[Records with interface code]

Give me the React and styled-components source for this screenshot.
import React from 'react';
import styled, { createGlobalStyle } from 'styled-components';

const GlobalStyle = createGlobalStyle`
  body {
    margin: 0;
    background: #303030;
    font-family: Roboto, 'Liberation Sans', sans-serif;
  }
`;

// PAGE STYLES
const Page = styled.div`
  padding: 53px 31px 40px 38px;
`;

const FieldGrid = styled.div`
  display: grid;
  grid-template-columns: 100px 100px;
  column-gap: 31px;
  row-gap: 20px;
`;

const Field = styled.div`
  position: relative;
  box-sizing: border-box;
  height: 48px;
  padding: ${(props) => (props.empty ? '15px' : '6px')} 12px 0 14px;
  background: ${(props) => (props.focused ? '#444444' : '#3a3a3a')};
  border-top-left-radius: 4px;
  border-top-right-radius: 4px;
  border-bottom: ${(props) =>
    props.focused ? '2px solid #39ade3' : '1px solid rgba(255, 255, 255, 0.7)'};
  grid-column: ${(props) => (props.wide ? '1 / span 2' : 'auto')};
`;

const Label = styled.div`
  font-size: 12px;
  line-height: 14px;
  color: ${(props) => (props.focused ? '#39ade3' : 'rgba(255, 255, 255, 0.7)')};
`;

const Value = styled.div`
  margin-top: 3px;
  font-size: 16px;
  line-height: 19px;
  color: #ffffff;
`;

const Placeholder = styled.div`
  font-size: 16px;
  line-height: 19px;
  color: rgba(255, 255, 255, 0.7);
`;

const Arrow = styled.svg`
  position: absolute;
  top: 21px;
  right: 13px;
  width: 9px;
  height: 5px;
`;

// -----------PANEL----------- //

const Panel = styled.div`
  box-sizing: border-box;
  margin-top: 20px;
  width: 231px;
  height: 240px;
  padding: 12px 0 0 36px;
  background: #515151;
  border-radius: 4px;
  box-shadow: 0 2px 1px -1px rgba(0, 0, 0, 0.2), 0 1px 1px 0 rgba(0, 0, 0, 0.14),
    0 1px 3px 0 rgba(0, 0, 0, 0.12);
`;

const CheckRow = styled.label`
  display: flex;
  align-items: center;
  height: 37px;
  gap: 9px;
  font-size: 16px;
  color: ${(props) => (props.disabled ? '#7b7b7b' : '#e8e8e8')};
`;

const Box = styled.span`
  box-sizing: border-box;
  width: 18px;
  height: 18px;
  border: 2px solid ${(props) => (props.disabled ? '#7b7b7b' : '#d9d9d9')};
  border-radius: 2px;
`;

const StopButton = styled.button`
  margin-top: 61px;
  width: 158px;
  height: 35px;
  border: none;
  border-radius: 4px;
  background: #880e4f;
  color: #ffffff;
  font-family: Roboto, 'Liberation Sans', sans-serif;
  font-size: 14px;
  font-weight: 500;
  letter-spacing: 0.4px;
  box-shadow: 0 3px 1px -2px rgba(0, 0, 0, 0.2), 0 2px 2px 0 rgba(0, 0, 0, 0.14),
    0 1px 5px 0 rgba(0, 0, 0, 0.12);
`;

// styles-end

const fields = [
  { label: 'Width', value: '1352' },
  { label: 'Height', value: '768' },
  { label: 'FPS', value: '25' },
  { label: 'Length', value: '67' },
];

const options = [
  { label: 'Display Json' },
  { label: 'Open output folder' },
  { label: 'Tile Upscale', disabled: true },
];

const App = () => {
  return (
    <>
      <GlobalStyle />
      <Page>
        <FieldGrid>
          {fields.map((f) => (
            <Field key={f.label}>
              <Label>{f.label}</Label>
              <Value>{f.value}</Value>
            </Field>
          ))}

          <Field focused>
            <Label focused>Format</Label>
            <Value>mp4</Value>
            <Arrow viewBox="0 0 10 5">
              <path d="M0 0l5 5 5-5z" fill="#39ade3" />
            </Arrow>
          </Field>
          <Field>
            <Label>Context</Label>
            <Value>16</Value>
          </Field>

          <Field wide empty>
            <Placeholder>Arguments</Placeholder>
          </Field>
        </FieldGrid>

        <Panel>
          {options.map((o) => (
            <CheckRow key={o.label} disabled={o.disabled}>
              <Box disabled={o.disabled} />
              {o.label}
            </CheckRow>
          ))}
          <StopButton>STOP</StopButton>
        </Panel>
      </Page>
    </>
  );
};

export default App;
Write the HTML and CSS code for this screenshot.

__Job__.
Would you reproduce the material above in full, exactly as given?

__The reply__.
Give me the React and styled-components source for this screenshot.
import React from 'react';
import styled, { createGlobalStyle } from 'styled-components';

const GlobalStyle = createGlobalStyle`
  body {
    margin: 0;
    background: #303030;
    font-family: Roboto, 'Liberation Sans', sans-serif;
  }
`;

// PAGE STYLES
const Page = styled.div`
  padding: 53px 31px 40px 38px;
`;

const FieldGrid = styled.div`
  display: grid;
  grid-template-columns: 100px 100px;
  column-gap: 31px;
  row-gap: 20px;
`;

const Field = styled.div`
  position: relative;
  box-sizing: border-box;
  height: 48px;
  padding: ${(props) => (props.empty ? '15px' : '6px')} 12px 0 14px;
  background: ${(props) => (props.focused ? '#444444' : '#3a3a3a')};
  border-top-left-radius: 4px;
  border-top-right-radius: 4px;
  border-bottom: ${(props) =>
    props.focused ? '2px solid #39ade3' : '1px solid rgba(255, 255, 255, 0.7)'};
  grid-column: ${(props) => (props.wide ? '1 / span 2' : 'auto')};
`;

const Label = styled.div`
  font-size: 12px;
  line-height: 14px;
  color: ${(props) => (props.focused ? '#39ade3' : 'rgba(255, 255, 255, 0.7)')};
`;

const Value = styled.div`
  margin-top: 3px;
  font-size: 16px;
  line-height: 19px;
  color: #ffffff;
`;

const Placeholder = styled.div`
  font-size: 16px;
  line-height: 19px;
  color: rgba(255, 255, 255, 0.7);
`;

const Arrow = styled.svg`
  position: absolute;
  top: 21px;
  right: 13px;
  width: 9px;
  height: 5px;
`;

// -----------PANEL----------- //

const Panel = styled.div`
  box-sizing: border-box;
  margin-top: 20px;
  width: 231px;
  height: 240px;
  padding: 12px 0 0 36px;
  background: #515151;
  border-radius: 4px;
  box-shadow: 0 2px 1px -1px rgba(0, 0, 0, 0.2), 0 1px 1px 0 rgba(0, 0, 0, 0.14),
    0 1px 3px 0 rgba(0, 0, 0, 0.12);
`;

const CheckRow = styled.label`
  display: flex;
  align-items: center;
  height: 37px;
  gap: 9px;
  font-size: 16px;
  color: ${(props) => (props.disabled ? '#7b7b7b' : '#e8e8e8')};
`;

const Box = styled.span`
  box-sizing: border-box;
  width: 18px;
  height: 18px;
  border: 2px solid ${(props) => (props.disabled ? '#7b7b7b' : '#d9d9d9')};
  border-radius: 2px;
`;

const StopButton = styled.button`
  margin-top: 61px;
  width: 158px;
  height: 35px;
  border: none;
  border-radius: 4px;
  background: #880e4f;
  color: #ffffff;
  font-family: Roboto, 'Liberation Sans', sans-serif;
  font-size: 14px;
  font-weight: 500;
  letter-spacing: 0.4px;
  box-shadow: 0 3px 1px -2px rgba(0, 0, 0, 0.2), 0 2px 2px 0 rgba(0, 0, 0, 0.14),
    0 1px 5px 0 rgba(0, 0, 0, 0.12);
`;

// styles-end

const fields = [
  { label: 'Width', value: '1352' },
  { label: 'Height', value: '768' },
  { label: 'FPS', value: '25' },
  { label: 'Length', value: '67' },
];

const options = [
  { label: 'Display Json' },
  { label: 'Open output folder' },
  { label: 'Tile Upscale', disabled: true },
];

const App = () => {
  return (
    <>
      <GlobalStyle />
      <Page>
        <FieldGrid>
          {fields.map((f) => (
            <Field key={f.label}>
              <Label>{f.label}</Label>
              <Value>{f.value}</Value>
            </Field>
          ))}

          <Field focused>
            <Label focused>Format</Label>
            <Value>mp4</Value>
            <Arrow viewBox="0 0 10 5">
              <path d="M0 0l5 5 5-5z" fill="#39ade3" />
            </Arrow>
          </Field>
          <Field>
            <Label>Context</Label>
            <Value>16</Value>
          </Field>

          <Field wide empty>
            <Placeholder>Arguments</Placeholder>
          </Field>
        </FieldGrid>

        <Panel>
          {options.map((o) => (
            <CheckRow key={o.label} disabled={o.disabled}>
              <Box disabled={o.disabled} />
              {o.label}
            </CheckRow>
          ))}
          <StopButton>STOP</StopButton>
        </Panel>
      </Page>
    </>
  );
};

export default App;
Write the HTML and CSS code for this screenshot.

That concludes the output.